In practice, the ARIMA-NN model works by first using ARIMA to forecast the time series, effectively modeling the linear components. Then, the neural network takes the residuals (the difference between the actual and ARIMA-predicted values) and tries to predict these remaining patterns, theoretically filling in the gaps that ARIMA misses. While this approach represents an improvement over pure ARIMA, it still inherits key limitations from its traditional counterpart. Because ARIMA remains the primary component, the model relies on data being relatively stationary and linear to produce accurate predictions. When these assumptions are not met, the predictions may still be less accurate.

Moreover, even though neural networks are used in ARIMA-NN to handle the residuals, they are often limited in their scope and ability to capture complex, long-term dependencies without a substantial amount of training data and computational resources. This hybrid approach is generally more complex and resource-intensive than either ARIMA or neural networks alone, making it less practical for large datasets or high-frequency trading applications where speed is essential.

Hybrid models like ARIMA-NN illustrate the desire to bridge the gap between traditional statistical methods and modern machine learning techniques.
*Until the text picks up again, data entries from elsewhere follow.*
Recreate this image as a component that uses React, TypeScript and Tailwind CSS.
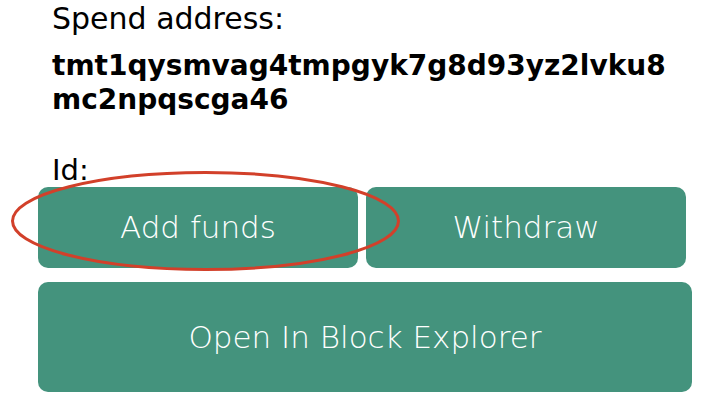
export default function App() {
  return (
    <div className="relative w-[720px] h-[413px] overflow-hidden bg-white text-black font-['DejaVu_Sans',sans-serif]">
      <div className="pl-[52px] pr-[40px] pt-[1px]">
        <div className="text-[30px] leading-[36px]">Spend address:</div>
        <div className="mt-[12px] text-[28px] leading-[34px] font-bold break-all">
          tmt1qysmvag4tmpgyk7g8d93yz2lvku8mc2npqscga46
        </div>
        <div className="mt-[38px] text-[29px] leading-[30px]">Id:</div>
      </div>
      <div className="mt-[2px] pl-[38px] pr-[28px]">
        <div className="flex gap-2 pr-[6px]">
          <button className="h-[81px] w-[320px] rounded-[10px] bg-[#44937d] text-[31px] font-extralight text-white">
            Add funds
          </button>
          <button className="h-[81px] w-[320px] rounded-[10px] bg-[#44937d] text-[31px] font-extralight text-white">
            Withdraw
          </button>
        </div>
        <button className="mt-[14px] h-[110px] w-[654px] rounded-[10px] bg-[#44937d] text-[31px] font-extralight text-white">
          Open In Block Explorer
        </button>
      </div>
      <svg className="absolute left-0 top-0 pointer-events-none" width="720" height="413">
        <ellipse cx="205.5" cy="221" rx="193" ry="48.5" fill="none" stroke="#d2402a" strokeWidth="3" />
      </svg>
    </div>
  )
}
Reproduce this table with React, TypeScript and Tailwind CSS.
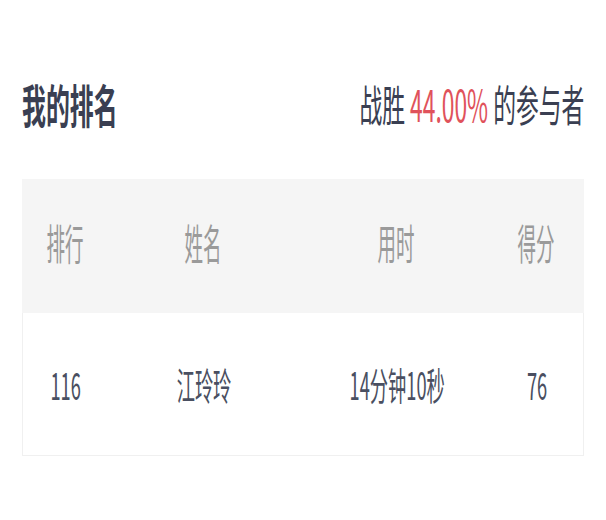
import React from "react";

const font = { fontFamily: '"Noto Sans CJK SC", "Noto Sans", sans-serif' };

export default function App() {
  const headers = ["排行", "姓名", "用时", "得分"];
  const values = ["116", "江玲玲", "14分钟10秒", "76"];
  return (
    <div className="w-[606px] h-[520px] bg-white px-[22px] overflow-hidden" style={font}>
      <div className="mt-[73px] h-[60px] flex items-center">
        <span className="inline-block shrink-0 origin-left scale-x-[0.52] text-[46px] font-bold leading-none text-[#3a3f52] whitespace-nowrap">
          我的排名
        </span>
        <div className="flex-1 min-w-0 flex justify-end">
          <span className="inline-block shrink-0 origin-right scale-x-[0.53] text-[43px] leading-none text-[#3a3f52] whitespace-nowrap">
            战胜 <span className="text-[#e0525b]">44.00%</span> 的参与者
          </span>
        </div>
      </div>
      <div className="mt-[46px] w-[562px]">
        <div className="h-[134px] bg-[#f5f5f5] grid grid-cols-[86px_190px_196px_1fr] items-center">
          {headers.map((h) => (
            <div key={h} className="flex justify-center last:pr-[6px]">
              <span className="inline-block -translate-y-[4px] scale-x-[0.44] text-[42px] leading-none text-[#9a9a9a] whitespace-nowrap">
                {h}
              </span>
            </div>
          ))}
        </div>
        <div className="h-[143px] border border-t-0 border-[#f0f0f0] grid grid-cols-[86px_190px_196px_1fr] items-center">
          {values.map((v) => (
            <div key={v} className="flex justify-center last:pr-[4px]">
              <span className="inline-block scale-x-[0.48] text-[38px] leading-none text-[#4a4f61] whitespace-nowrap">
                {v}
              </span>
            </div>
          ))}
        </div>
      </div>
    </div>
  );
}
However, by combining these two fundamentally different approaches, hybrid models often face the limitations of both, without fully overcoming either. They remain constrained by ARIMA’s linear assumptions and preprocessing requirements while also introducing the neural network’s need for extensive training data. As a result, while hybrid models offer some improvement over traditional methods, they often fall short in capturing the full complexity of stock market data.